Canty is clearly passionate about helping others. Enthusiasm practically oozes through his pores when he speaks of the enjoyment he gets from working with youngsters.
Of course, Canty experienced another type of euphoria last February 5, when the Giants defeated New England in Super Bowl XLVI.
“Winning the Super Bowl is the icing on the cake,” Canty said. “Obviously, we’re in a high performance business. We set out every year to win a Super Bowl. I’m thankful to have that opportunity. But having an opportunity to give back to kids, that’s something that just doesn’t stop there. You see the development of the child. The child becomes a young adult. The young adult becomes a young man or woman. To see them and to inspire them to continue to give back and to pour into other people, to other young people in order to help them be to be successful; it just keeps going. So just to see some of the kids that we’ve touched earlier on with our camps that started back in ’07 and to see them be successful now in college or in their given professions, it’s awesome. To see them wanting to give back to their communities, that’s just something that you can’t quantify. It’s a special feeling and it becomes addictive. It’s like when you do it once, you want to do it more. It gets to the point where it’s just like a drug. It makes me feel good when I have the opportunity to do it.”
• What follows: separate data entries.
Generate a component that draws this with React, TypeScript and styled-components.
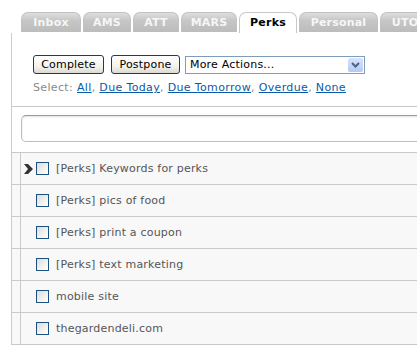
import styled, { createGlobalStyle } from "styled-components";

const Global = createGlobalStyle`
	html, body {
		margin: 0;
		padding: 0;
		background: #fff;
		overflow: hidden;
	}
	body {
		font-family: "DejaVu Sans", Verdana, sans-serif;
		font-size: 11px;
	}
`;

const tabs = [
	{ name: "Inbox", width: 60 },
	{ name: "AMS", width: 48 },
	{ name: "ATT", width: 46 },
	{ name: "MARS", width: 56 },
	{ name: "Perks", width: 58 },
	{ name: "Personal", width: 79 },
	{ name: "UTO", width: 50 },
];
const tasks = [
	"[Perks] Keywords for perks",
	"[Perks] pics of food",
	"[Perks] print a coupon",
	"[Perks] text marketing",
	"mobile site",
	"thegardendeli.com",
];
const links = ["All", "Due Today", "Due Tomorrow", "Overdue", "None"];

export default function App() {
	return (
		<>
			<Global />
			<Page>
				<TabBar>
					{tabs.map((t) => (
						<Tab key={t.name} $active={t.name === "Perks"} $w={t.width}>
							{t.name}
						</Tab>
					))}
				</TabBar>
				<Panel>
					<Actions>
						<ButtonRow>
							<Button $w={71}>Complete</Button>
							<Button $w={69}>Postpone</Button>
							<FakeSelect>
								<span>More Actions...</span>
								<SelectArrow>
									<svg width="9" height="6" viewBox="0 0 9 6">
										<path d="M1 1 L4.5 4.5 L8 1" fill="none" stroke="#4d6185" strokeWidth="2" />
									</svg>
								</SelectArrow>
							</FakeSelect>
						</ButtonRow>
						<SelectLine>
							Select:{" "}
							{links.map((l, i) => (
								<span key={l}>
									<Link href="#">{l}</Link>
									{i < links.length - 1 ? ", " : ""}
								</span>
							))}
						</SelectLine>
					</Actions>
					<SearchArea>
						<SearchInput />
					</SearchArea>
					<List>
						{tasks.map((t, i) => (
							<Row key={t}>
								<Gutter />
								<Cell>
									<Pointer>{i === 0 && <Chevron />}</Pointer>
									<Check />
									<TaskName>{t}</TaskName>
								</Cell>
							</Row>
						))}
					</List>
				</Panel>
			</Page>
		</>
	);
}

const Chevron = () => (
	<svg width="9" height="10" viewBox="0 0 9 10">
		<path d="M0 0 H4 L9 5 L4 10 H0 L4 5 Z" fill="#333" />
	</svg>
);

const Page = styled.div`
	padding: 12px 0 0 11px;
	width: 406px;
`;

const TabBar = styled.div`
	display: flex;
	gap: 2px;
	padding-left: 10px;
	height: 21px;
	white-space: nowrap;
	overflow: hidden;
`;

const Tab = styled.div<{ $active?: boolean; $w: number }>`
	flex: none;
	box-sizing: border-box;
	width: ${(p) => p.$w}px;
	height: ${(p) => (p.$active ? "22px" : "20px")};
	text-align: center;
	border-radius: 7px 7px 0 0;
	font-weight: bold;
	font-size: 11px;
	line-height: 19px;
	letter-spacing: 0.2px;
	border: 1px solid ${(p) => (p.$active ? "#c8c8c8" : "#c2c2c2")};
	border-bottom: none;
	color: ${(p) => (p.$active ? "#000" : "#f6f6f6")};
	background: ${(p) =>
		p.$active ? "#fff" : "linear-gradient(#dedede, #c6c6c6 40%, #bcbcbc)"};
	position: relative;
	z-index: 1;
`;

const Panel = styled.div`
	border-left: 1px solid #cfcdc2;
	border-bottom: 1px solid #c8c8c8;
`;

const Actions = styled.div`
	padding: 22px 0 0 21px;
	height: 51px;
	border-bottom: 1px solid #c8c8c8;
`;

const ButtonRow = styled.div`
	display: flex;
	align-items: flex-start;
	height: 19px;
`;

const Button = styled.button<{ $w: number }>`
	box-sizing: border-box;
	width: ${(p) => p.$w}px;
	height: 19px;
	padding: 0;
	margin-right: 7px;
	border: 1px solid #1c3a68;
	border-radius: 3px;
	background: linear-gradient(#ffffff, #f4f3ee 60%, #dcdad0);
	font-family: "DejaVu Sans", Verdana, sans-serif;
	font-size: 11px;
	letter-spacing: 0.2px;
	color: #000;
	line-height: 16px;
	&:last-of-type {
		margin-right: 5px;
	}
`;

const FakeSelect = styled.div`
	box-sizing: border-box;
	width: 180px;
	height: 18px;
	margin-top: 1px;
	border: 1px solid #7f9db9;
	display: flex;
	align-items: center;
	justify-content: space-between;
	padding-left: 4px;
	color: #000;
	letter-spacing: 0.2px;
	line-height: 16px;
`;

const SelectArrow = styled.div`
	width: 15px;
	height: 14px;
	margin-right: 1px;
	border-radius: 2px;
	background: linear-gradient(#d8e4fc, #b4c8f6);
	display: flex;
	align-items: center;
	justify-content: center;
`;

const SelectLine = styled.div`
	margin-top: 7px;
	color: #8a8a8a;
	line-height: 14px;
	letter-spacing: 0.35px;
	white-space: nowrap;
`;

const Link = styled.a`
	color: #0b5aa8;
	text-decoration: underline;
`;

const SearchArea = styled.div`
	padding: 8px 0 10px 9px;
	border-bottom: 1px solid #c8c8c8;
`;

const SearchInput = styled.div`
	box-sizing: border-box;
	height: 27px;
	width: 420px;
	border: 1px solid #bdbdbd;
	border-top-color: #9a9a9a;
	border-radius: 5px;
	box-shadow: inset 0 1px 2px rgba(0, 0, 0, 0.12);
	background: #fff;
`;

const List = styled.div`
	background: #f8f8f8;
`;

const Row = styled.div`
	display: flex;
	height: 31px;
	border-bottom: 1px solid #cacaca;
	&:last-child {
		border-bottom: none;
	}
`;

const Gutter = styled.div`
	width: 8px;
	flex: none;
	border-right: 1px solid #cacaca;
`;

const Cell = styled.div`
	display: flex;
	align-items: center;
	padding-left: 3px;
`;

const Pointer = styled.div`
	width: 9px;
	height: 10px;
	margin-right: 3px;
	display: flex;
`;

const Check = styled.div`
	box-sizing: border-box;
	width: 13px;
	height: 13px;
	border: 1px solid #1c5180;
	background: linear-gradient(135deg, #dcdcd6, #f6f6f4 70%, #ffffff);
	margin-right: 7px;
`;

const TaskName = styled.span`
	color: #555;
	font-size: 11px;
	letter-spacing: 0.2px;
	white-space: nowrap;
`;
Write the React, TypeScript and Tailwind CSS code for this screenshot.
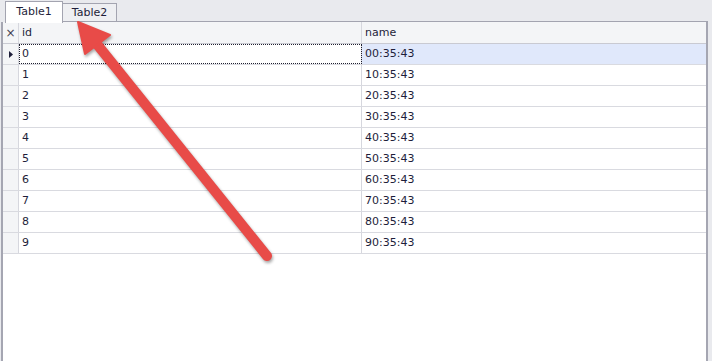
import React from 'react';

const rows = Array.from({ length: 10 }, (_, i) => ({ id: i, name: `${i}0:35:43` }));

function Arrow() {
  return (
    <svg
      className="absolute left-0 top-0 pointer-events-none"
      width="712"
      height="361"
      style={{ filter: 'drop-shadow(1px 2px 1.5px rgba(0,0,0,0.35))' }}
    >
      <line x1="267" y1="256" x2="96" y2="43" stroke="#e84b48" strokeWidth="10" strokeLinecap="round" />
      <polygon points="78,22 110,35 85,54" fill="#e84b48" stroke="#e84b48" strokeWidth="2" strokeLinejoin="round" />
    </svg>
  );
}

export default function App() {
  return (
    <div
      className="relative w-[712px] h-[361px] bg-[#e9eaee] overflow-hidden text-[11px] text-[#1e1e3a] flex flex-col"
      style={{ fontFamily: '"DejaVu Sans", Tahoma, sans-serif' }}
    >
      <div className="h-[22px] flex items-end pl-[5px] shrink-0">
        <div className="w-[58px] h-[22px] bg-white border-l border-t border-r border-[#a3a4b0] flex items-center justify-center relative top-[1px] z-10">
          Table1
        </div>
        <div className="w-[54px] h-[19px] bg-[#eeeff2] border-t border-r border-b border-[#a3a4b0] flex items-center justify-center pt-[1px]">
          Table2
        </div>
        <div className="flex-1 h-[22px] border-b border-[#a3a4b0] mr-[4px]" />
      </div>
      <div className="ml-[1px] w-[707px] flex-1 bg-white border-l-2 border-r-2 border-[#a5a6b2] flex flex-col">
        <div className="h-[22px] flex bg-[#f4f5f7] border-b border-[#c9cad2] shrink-0">
          <div className="w-[16px] border-r border-[#d6d7de] flex items-center justify-center text-[12px] text-[#404050] pt-[1px]">
            ×
          </div>
          <div className="w-[343px] border-r border-[#d6d7de] flex items-center pl-[3px] pt-[1px]">id</div>
          <div className="flex-1 flex items-center pl-[3px] pt-[1px]">name</div>
        </div>
        {rows.map((r, i) => (
          <div key={r.id} className="h-[21px] flex border-b border-[#d9dae0] shrink-0">
            <div className="w-[16px] bg-[#f4f5f7] border-r border-[#d6d7de] flex items-center justify-center">
              {i === 0 && (
                <svg width="4" height="7" viewBox="0 0 4 7">
                  <polygon points="0,0 4,3.5 0,7" fill="#1e1e3a" />
                </svg>
              )}
            </div>
            <div
              className={`w-[343px] border-r border-[#d6d7de] flex items-center pl-[3px] ${
                i === 0 ? 'outline-1 outline-dotted outline-[#202030] -outline-offset-1' : ''
              }`}
            >
              {r.id}
            </div>
            <div className={`flex-1 flex items-center pl-[3px] ${i === 0 ? 'bg-[#e0e8fb]' : ''}`}>{r.name}</div>
          </div>
        ))}
      </div>
      <Arrow />
    </div>
  );
}
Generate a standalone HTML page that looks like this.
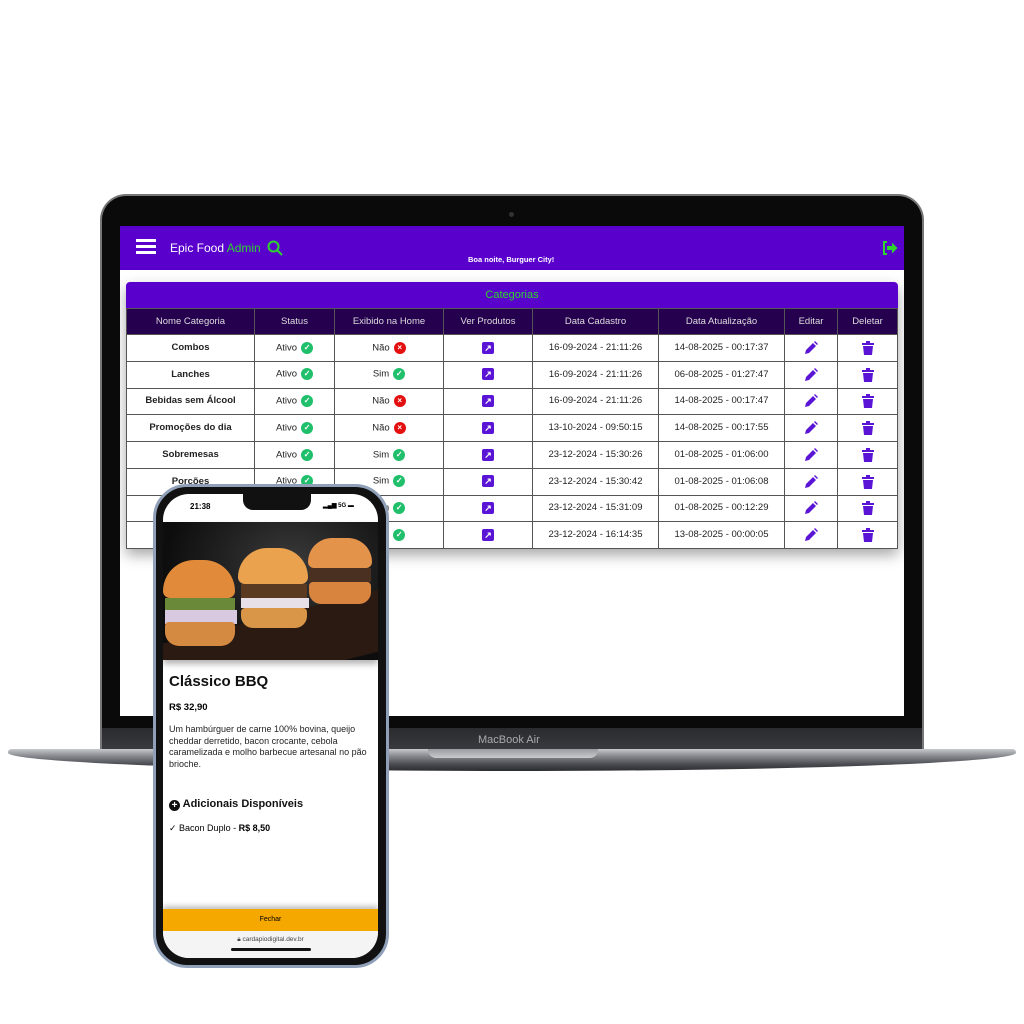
<!DOCTYPE html>
<html><head><meta charset="utf-8"><style>
*{box-sizing:border-box;margin:0;padding:0}
body{width:1024px;height:1024px;background:#fff;position:relative;overflow:hidden;font-family:"Liberation Sans",sans-serif}
.abs{position:absolute}
#lid{left:100px;top:194px;width:824px;height:560px;background:#0a0a0a;border-radius:26px 26px 0 0;border:2px solid #777;border-bottom:none}
#chin{left:102px;top:728px;width:820px;height:22px;background:linear-gradient(#2a2b2e,#3a3b40)}
#base{left:8px;top:749px;width:1008px;height:22px;background:linear-gradient(#c8c9cc 0,#8b8d92 30%,#4a4b50 70%,#2b2c30 100%);border-radius:4px 4px 60% 60%/4px 4px 100% 100%}
#notch{left:428px;top:749px;width:170px;height:9px;background:linear-gradient(#9a9ba0,#c9cace);border-radius:0 0 8px 8px}
#screen{left:120px;top:226px;width:784px;height:490px;background:#fff;overflow:hidden}
#hdr{left:0;top:0;width:784px;height:44px;background:#5a00cc}
table{border-collapse:collapse;font-size:9.5px;color:#222;table-layout:fixed}
td,th{border:1px solid #555;text-align:center;vertical-align:middle;height:26.75px;padding:0;line-height:12px}
th{background:#25004f;color:#ddd;font-weight:normal;height:26px}
.ck,.x{display:inline-block;width:12px;height:12px;border-radius:50%;vertical-align:middle;margin-left:4px;color:#fff;font-size:8px;line-height:12px;font-weight:bold}
.ck{background:#1fbf6b}.x{background:#e41010}
.ar{display:inline-block;width:12px;height:12px;background:#5a14d6;border-radius:2px;color:#fff;font-size:9px;line-height:12px;font-weight:bold;vertical-align:middle}
svg.i{vertical-align:middle}
#phone{left:153px;top:484px;width:236px;height:484px;background:#111;border-radius:34px;border:3px solid #8fa0b8}
#ps{left:163px;top:494px;width:215px;height:464px;background:#fff;border-radius:26px;overflow:hidden}
</style></head><body>
<div id="lid" class="abs"></div>
<div class="abs" style="left:509px;top:212px;width:5px;height:5px;border-radius:50%;background:#333"></div>
<div id="chin" class="abs"></div>
<div class="abs" style="left:478px;top:734px;font-size:11px;color:#aaa">MacBook Air</div>
<div id="base" class="abs"></div>
<div id="notch" class="abs"></div>
<div id="screen" class="abs">
 <div id="hdr" class="abs">
  <div class="abs" style="left:16px;top:13px;width:20px;height:3px;background:#fff;box-shadow:0 6px 0 #fff,0 12px 0 #fff"></div>
  <div class="abs" style="left:50px;top:15px;font-size:12px;color:#fff">Epic Food <span style="color:#2fd32f">Admin</span></div>
  <svg class="abs" style="left:147px;top:14px" width="16" height="16" viewBox="0 0 16 16"><circle cx="6.5" cy="6.5" r="5" fill="none" stroke="#2fd32f" stroke-width="2"/><path d="M10 10l5 5" stroke="#2fd32f" stroke-width="2"/></svg>
  <div class="abs" style="left:348px;top:29px;font-size:7.5px;font-weight:bold;color:#fff">Boa noite, Burguer City!</div>
  <svg class="abs" style="left:762px;top:15px" width="16" height="14" viewBox="0 0 16 14"><path d="M5 1H2v12h3" fill="none" stroke="#2fd32f" stroke-width="2"/><path d="M5 5h5V1.5L15.5 7 10 12.5V9H5z" fill="#2fd32f"/></svg>
 </div>
 <div class="abs" style="left:6px;top:56px;width:772px;box-shadow:0 6px 14px rgba(0,0,0,.35);border-radius:4px 4px 0 0">
  <div style="height:26px;background:#5a00cc;border-radius:4px 4px 0 0;color:#2fd32f;font-size:11px;text-align:center;line-height:26px">Categorias</div>
  <div id="rows"></div>
 </div>
</div>
<div id="phone" class="abs"></div>
<div id="ps" class="abs">
 <div class="abs" style="left:27px;top:8px;font-size:8px;font-weight:bold">21:38</div>
 <div class="abs" style="left:80px;top:0;width:68px;height:16px;background:#111;border-radius:0 0 10px 10px"></div>
 <div class="abs" style="left:160px;top:8px;font-size:6px;font-weight:bold">▂▄▆ 5G ▬</div>
 <div class="abs" style="left:0;top:28px;width:215px;height:138px;background:radial-gradient(ellipse at 60% 30%,#3a3a3a,#0d0d0d 70%);overflow:hidden;box-shadow:0 4px 6px rgba(0,0,0,.3)">
  <div class="abs" style="left:-20px;top:95px;width:260px;height:60px;background:#2a1a12;transform:rotate(-14deg)"></div>
  <div class="abs" style="left:0;top:38px;width:72px;height:38px;border-radius:36px 36px 8px 8px;background:#e08a3a"></div>
  <div class="abs" style="left:2px;top:76px;width:70px;height:12px;background:#6a8a3a"></div>
  <div class="abs" style="left:2px;top:88px;width:72px;height:14px;background:#d8c8e0"></div>
  <div class="abs" style="left:2px;top:100px;width:70px;height:24px;border-radius:4px 4px 14px 14px;background:#d58a42"></div>
  <div class="abs" style="left:75px;top:26px;width:70px;height:36px;border-radius:35px 35px 8px 8px;background:#eaa24e"></div>
  <div class="abs" style="left:78px;top:62px;width:66px;height:14px;background:#5a3a20"></div>
  <div class="abs" style="left:78px;top:76px;width:68px;height:10px;background:#e8e0e8"></div>
  <div class="abs" style="left:78px;top:86px;width:66px;height:20px;border-radius:4px 4px 12px 12px;background:#d99548"></div>
  <div class="abs" style="left:145px;top:16px;width:64px;height:30px;border-radius:32px 32px 8px 8px;background:#e4944a"></div>
  <div class="abs" style="left:146px;top:46px;width:62px;height:14px;background:#4a3020"></div>
  <div class="abs" style="left:146px;top:60px;width:62px;height:22px;border-radius:4px 4px 12px 12px;background:#d8843e"></div>
 </div>
 <div class="abs" style="left:6px;top:179px;font-size:15px;font-weight:bold;color:#111">Clássico BBQ</div>
 <div class="abs" style="left:6px;top:208px;font-size:9.5px;font-weight:bold">R$ 32,90</div>
 <div class="abs" style="left:6px;top:230px;width:206px;font-size:9px;line-height:11.5px;color:#222">Um hambúrguer de carne 100% bovina, queijo cheddar derretido, bacon crocante, cebola caramelizada e molho barbecue artesanal no pão brioche.</div>
 <div class="abs" style="left:6px;top:304px;font-size:11px;font-weight:bold;color:#111"><span style="display:inline-block;width:11px;height:11px;border-radius:50%;background:#111;color:#fff;font-size:10px;line-height:11px;text-align:center;vertical-align:-1px">+</span> Adicionais Disponíveis</div>
 <div class="abs" style="left:6px;top:329px;font-size:9px">✓ Bacon Duplo - <b>R$ 8,50</b></div>
 <div class="abs" style="left:0;top:415px;width:215px;height:22px;background:#f5a800;font-size:7px;text-align:center;line-height:22px;box-shadow:0 -3px 5px rgba(0,0,0,.25)">Fechar</div>
 <div class="abs" style="left:0;top:437px;width:215px;height:27px;background:#f4f4f4;font-size:6.5px;color:#444;text-align:center;padding-top:5px">🔒︎ cardapiodigital.dev.br</div>
 <div class="abs" style="left:68px;top:454px;width:80px;height:3px;border-radius:2px;background:#111"></div>
</div>
<script>
var d=[["Combos",0,"16-09-2024 - 21:11:26","14-08-2025 - 00:17:37"],["Lanches",1,"16-09-2024 - 21:11:26","06-08-2025 - 01:27:47"],["Bebidas sem Álcool",0,"16-09-2024 - 21:11:26","14-08-2025 - 00:17:47"],["Promoções do dia",0,"13-10-2024 - 09:50:15","14-08-2025 - 00:17:55"],["Sobremesas",1,"23-12-2024 - 15:30:26","01-08-2025 - 01:06:00"],["Porções",1,"23-12-2024 - 15:30:42","01-08-2025 - 01:06:08"],["Drinks",1,"23-12-2024 - 15:31:09","01-08-2025 - 00:12:29"],["Outros",1,"23-12-2024 - 16:14:35","13-08-2025 - 00:00:05"]];
var pen='<svg class="i" width="14" height="14" viewBox="0 0 14 14"><path d="M1 13l1-4 7-7 3 3-7 7z M10 1l1-1 3 3-1 1z" fill="#5a14d6"/></svg>';
var tr='<svg class="i" width="12" height="14" viewBox="0 0 12 14"><path d="M0 2h12v2H0z M4 0h4v2H4z M1 5h10l-1 9H2z" fill="#5a14d6"/></svg>';
var h='<table style="width:772px"><tr><th style="width:128px">Nome Categoria</th><th style="width:80px">Status</th><th style="width:109px">Exibido na Home</th><th style="width:89px">Ver Produtos</th><th style="width:126px">Data Cadastro</th><th style="width:126px">Data Atualização</th><th style="width:53px">Editar</th><th>Deletar</th></tr>';
d.forEach(function(r){h+='<tr><td><b>'+r[0]+'</b></td><td>Ativo<span class="ck">✓</span></td><td>'+(r[1]?'Sim<span class="ck">✓</span>':'Não<span class="x">×</span>')+'</td><td><span class="ar">↗</span></td><td>'+r[2]+'</td><td>'+r[3]+'</td><td>'+pen+'</td><td>'+tr+'</td></tr>';});
document.getElementById('rows').innerHTML=h+'</table>';
</script>
</body></html>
Canty, now in his eighth NFL season, doesn’t know how long he’ll play football. More certain is his time frame for helping others – as long as possible.
“This is something that I will definitely continue past my playing career,” he said. “I will always take the opportunity to give to young people. I’m thankful for this platform to be able to do it in this scale and hopefully as I continue to grow as a man and a professional, I’ll be able to enhance my impact to do more. Obviously, I have my limitations now because I’m a professional football player. This is my job. This is my job and I love my job. No question about it. But this is something that I will do forever, God willing.”